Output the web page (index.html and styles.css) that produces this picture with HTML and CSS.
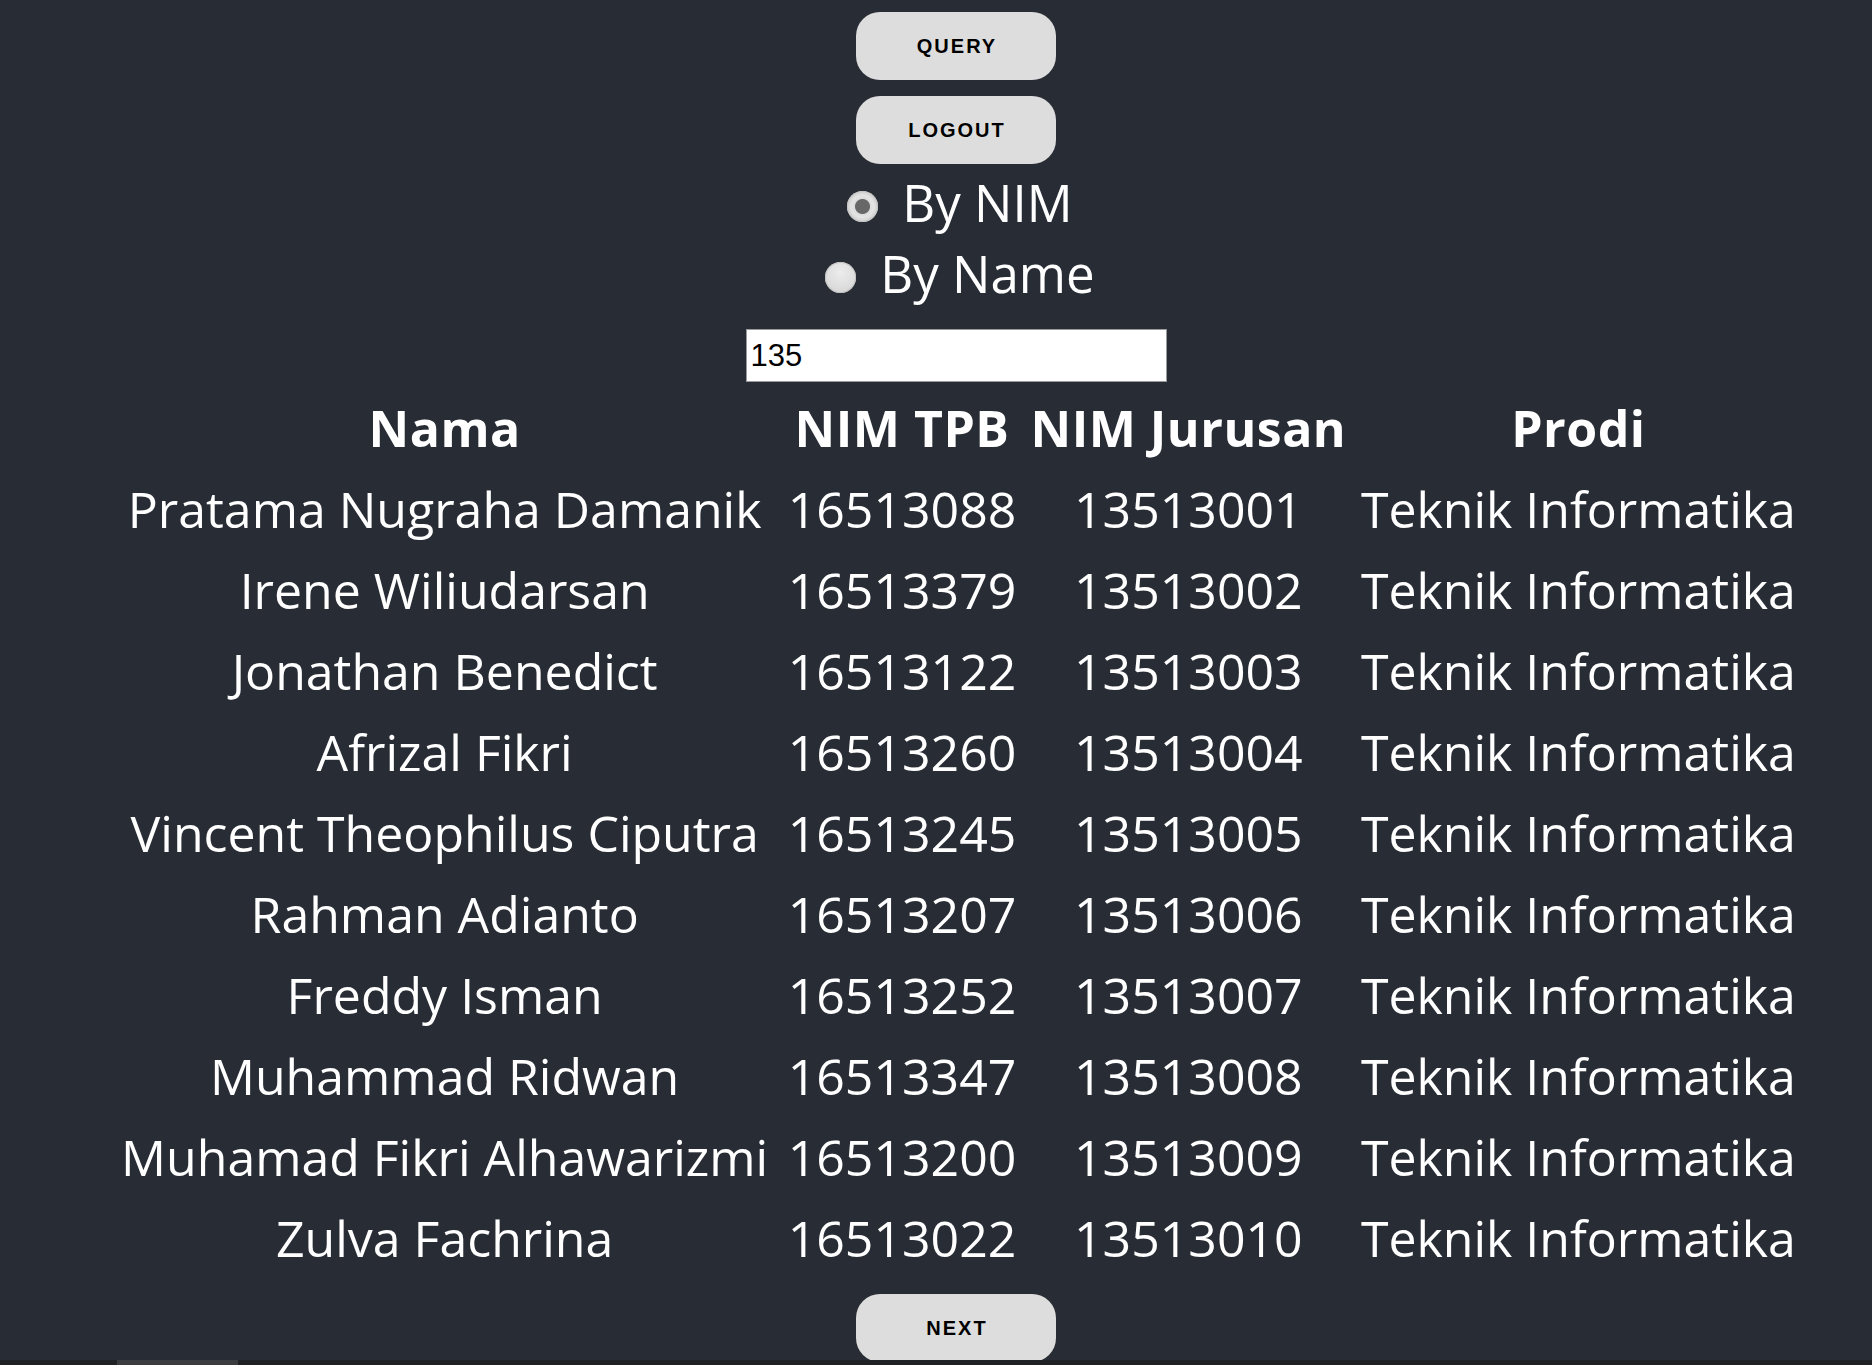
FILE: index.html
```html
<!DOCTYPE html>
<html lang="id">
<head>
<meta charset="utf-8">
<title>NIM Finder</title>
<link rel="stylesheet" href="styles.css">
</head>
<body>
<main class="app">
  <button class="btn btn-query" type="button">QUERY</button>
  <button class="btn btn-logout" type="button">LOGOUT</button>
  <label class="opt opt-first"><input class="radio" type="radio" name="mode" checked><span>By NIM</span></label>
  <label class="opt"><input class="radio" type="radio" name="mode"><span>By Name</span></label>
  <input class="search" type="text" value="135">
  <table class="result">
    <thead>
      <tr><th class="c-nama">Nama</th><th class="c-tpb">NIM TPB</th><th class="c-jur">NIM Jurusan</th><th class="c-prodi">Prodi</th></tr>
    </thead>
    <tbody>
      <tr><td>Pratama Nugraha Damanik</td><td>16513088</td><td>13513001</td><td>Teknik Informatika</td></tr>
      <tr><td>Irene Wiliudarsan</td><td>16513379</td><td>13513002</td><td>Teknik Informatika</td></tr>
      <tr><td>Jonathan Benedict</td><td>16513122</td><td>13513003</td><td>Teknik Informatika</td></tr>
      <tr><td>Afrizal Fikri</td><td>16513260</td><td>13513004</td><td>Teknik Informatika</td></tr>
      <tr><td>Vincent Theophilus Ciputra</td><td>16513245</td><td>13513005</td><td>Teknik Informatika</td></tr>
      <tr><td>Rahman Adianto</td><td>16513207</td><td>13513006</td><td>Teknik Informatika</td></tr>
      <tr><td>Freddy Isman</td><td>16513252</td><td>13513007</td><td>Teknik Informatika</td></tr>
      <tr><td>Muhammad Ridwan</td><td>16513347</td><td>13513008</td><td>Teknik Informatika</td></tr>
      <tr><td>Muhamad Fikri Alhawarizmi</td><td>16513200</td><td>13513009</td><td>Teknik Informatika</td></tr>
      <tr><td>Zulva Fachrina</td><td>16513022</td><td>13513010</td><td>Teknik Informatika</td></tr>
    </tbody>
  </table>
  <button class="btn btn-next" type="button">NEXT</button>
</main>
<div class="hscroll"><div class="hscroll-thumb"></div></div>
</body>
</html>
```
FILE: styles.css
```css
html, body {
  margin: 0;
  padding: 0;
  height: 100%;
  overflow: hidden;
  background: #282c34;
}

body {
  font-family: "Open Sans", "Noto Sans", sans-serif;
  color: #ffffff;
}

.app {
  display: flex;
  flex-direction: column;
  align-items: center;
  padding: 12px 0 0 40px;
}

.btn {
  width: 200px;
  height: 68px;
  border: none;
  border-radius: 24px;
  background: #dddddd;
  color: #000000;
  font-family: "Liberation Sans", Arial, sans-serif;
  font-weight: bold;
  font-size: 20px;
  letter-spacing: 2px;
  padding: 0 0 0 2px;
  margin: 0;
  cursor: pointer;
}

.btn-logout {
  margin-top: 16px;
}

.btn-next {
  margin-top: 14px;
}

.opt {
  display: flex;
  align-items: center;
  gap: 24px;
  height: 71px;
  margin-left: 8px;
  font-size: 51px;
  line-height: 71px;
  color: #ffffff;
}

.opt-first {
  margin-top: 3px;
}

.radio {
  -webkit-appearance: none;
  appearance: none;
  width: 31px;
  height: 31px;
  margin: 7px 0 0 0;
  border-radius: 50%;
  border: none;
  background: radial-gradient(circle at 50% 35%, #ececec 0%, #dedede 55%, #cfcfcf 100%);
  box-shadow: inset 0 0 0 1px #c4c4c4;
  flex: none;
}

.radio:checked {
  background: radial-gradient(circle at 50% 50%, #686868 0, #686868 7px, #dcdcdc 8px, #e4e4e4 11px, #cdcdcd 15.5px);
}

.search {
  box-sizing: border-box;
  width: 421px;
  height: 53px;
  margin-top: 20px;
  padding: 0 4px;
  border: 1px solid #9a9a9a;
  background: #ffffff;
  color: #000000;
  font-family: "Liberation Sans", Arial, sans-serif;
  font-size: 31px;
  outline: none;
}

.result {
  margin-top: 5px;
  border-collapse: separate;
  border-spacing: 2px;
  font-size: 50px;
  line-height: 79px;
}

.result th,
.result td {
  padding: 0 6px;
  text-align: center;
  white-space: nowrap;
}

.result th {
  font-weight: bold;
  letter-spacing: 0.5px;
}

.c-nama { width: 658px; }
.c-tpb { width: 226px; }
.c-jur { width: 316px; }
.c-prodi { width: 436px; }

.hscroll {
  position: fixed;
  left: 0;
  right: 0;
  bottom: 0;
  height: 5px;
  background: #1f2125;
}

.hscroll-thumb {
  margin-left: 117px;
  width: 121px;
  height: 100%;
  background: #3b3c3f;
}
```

####

* **REQUIREMENTS**
Leave out the pictures and retype every line above exactly.

* **TASK SOLUTION**
Output the web page (index.html and styles.css) that produces this picture with HTML and CSS.
FILE: index.html
```html
<!DOCTYPE html>
<html lang="id">
<head>
<meta charset="utf-8">
<title>NIM Finder</title>
<link rel="stylesheet" href="styles.css">
</head>
<body>
<main class="app">
  <button class="btn btn-query" type="button">QUERY</button>
  <button class="btn btn-logout" type="button">LOGOUT</button>
  <label class="opt opt-first"><input class="radio" type="radio" name="mode" checked><span>By NIM</span></label>
  <label class="opt"><input class="radio" type="radio" name="mode"><span>By Name</span></label>
  <input class="search" type="text" value="135">
  <table class="result">
    <thead>
      <tr><th class="c-nama">Nama</th><th class="c-tpb">NIM TPB</th><th class="c-jur">NIM Jurusan</th><th class="c-prodi">Prodi</th></tr>
    </thead>
    <tbody>
      <tr><td>Pratama Nugraha Damanik</td><td>16513088</td><td>13513001</td><td>Teknik Informatika</td></tr>
      <tr><td>Irene Wiliudarsan</td><td>16513379</td><td>13513002</td><td>Teknik Informatika</td></tr>
      <tr><td>Jonathan Benedict</td><td>16513122</td><td>13513003</td><td>Teknik Informatika</td></tr>
      <tr><td>Afrizal Fikri</td><td>16513260</td><td>13513004</td><td>Teknik Informatika</td></tr>
      <tr><td>Vincent Theophilus Ciputra</td><td>16513245</td><td>13513005</td><td>Teknik Informatika</td></tr>
      <tr><td>Rahman Adianto</td><td>16513207</td><td>13513006</td><td>Teknik Informatika</td></tr>
      <tr><td>Freddy Isman</td><td>16513252</td><td>13513007</td><td>Teknik Informatika</td></tr>
      <tr><td>Muhammad Ridwan</td><td>16513347</td><td>13513008</td><td>Teknik Informatika</td></tr>
      <tr><td>Muhamad Fikri Alhawarizmi</td><td>16513200</td><td>13513009</td><td>Teknik Informatika</td></tr>
      <tr><td>Zulva Fachrina</td><td>16513022</td><td>13513010</td><td>Teknik Informatika</td></tr>
    </tbody>
  </table>
  <button class="btn btn-next" type="button">NEXT</button>
</main>
<div class="hscroll"><div class="hscroll-thumb"></div></div>
</body>
</html>
```
FILE: styles.css
```css
html, body {
  margin: 0;
  padding: 0;
  height: 100%;
  overflow: hidden;
  background: #282c34;
}

body {
  font-family: "Open Sans", "Noto Sans", sans-serif;
  color: #ffffff;
}

.app {
  display: flex;
  flex-direction: column;
  align-items: center;
  padding: 12px 0 0 40px;
}

.btn {
  width: 200px;
  height: 68px;
  border: none;
  border-radius: 24px;
  background: #dddddd;
  color: #000000;
  font-family: "Liberation Sans", Arial, sans-serif;
  font-weight: bold;
  font-size: 20px;
  letter-spacing: 2px;
  padding: 0 0 0 2px;
  margin: 0;
  cursor: pointer;
}

.btn-logout {
  margin-top: 16px;
}

.btn-next {
  margin-top: 14px;
}

.opt {
  display: flex;
  align-items: center;
  gap: 24px;
  height: 71px;
  margin-left: 8px;
  font-size: 51px;
  line-height: 71px;
  color: #ffffff;
}

.opt-first {
  margin-top: 3px;
}

.radio {
  -webkit-appearance: none;
  appearance: none;
  width: 31px;
  height: 31px;
  margin: 7px 0 0 0;
  border-radius: 50%;
  border: none;
  background: radial-gradient(circle at 50% 35%, #ececec 0%, #dedede 55%, #cfcfcf 100%);
  box-shadow: inset 0 0 0 1px #c4c4c4;
  flex: none;
}

.radio:checked {
  background: radial-gradient(circle at 50% 50%, #686868 0, #686868 7px, #dcdcdc 8px, #e4e4e4 11px, #cdcdcd 15.5px);
}

.search {
  box-sizing: border-box;
  width: 421px;
  height: 53px;
  margin-top: 20px;
  padding: 0 4px;
  border: 1px solid #9a9a9a;
  background: #ffffff;
  color: #000000;
  font-family: "Liberation Sans", Arial, sans-serif;
  font-size: 31px;
  outline: none;
}

.result {
  margin-top: 5px;
  border-collapse: separate;
  border-spacing: 2px;
  font-size: 50px;
  line-height: 79px;
}

.result th,
.result td {
  padding: 0 6px;
  text-align: center;
  white-space: nowrap;
}

.result th {
  font-weight: bold;
  letter-spacing: 0.5px;
}

.c-nama { width: 658px; }
.c-tpb { width: 226px; }
.c-jur { width: 316px; }
.c-prodi { width: 436px; }

.hscroll {
  position: fixed;
  left: 0;
  right: 0;
  bottom: 0;
  height: 5px;
  background: #1f2125;
}

.hscroll-thumb {
  margin-left: 117px;
  width: 121px;
  height: 100%;
  background: #3b3c3f;
}
```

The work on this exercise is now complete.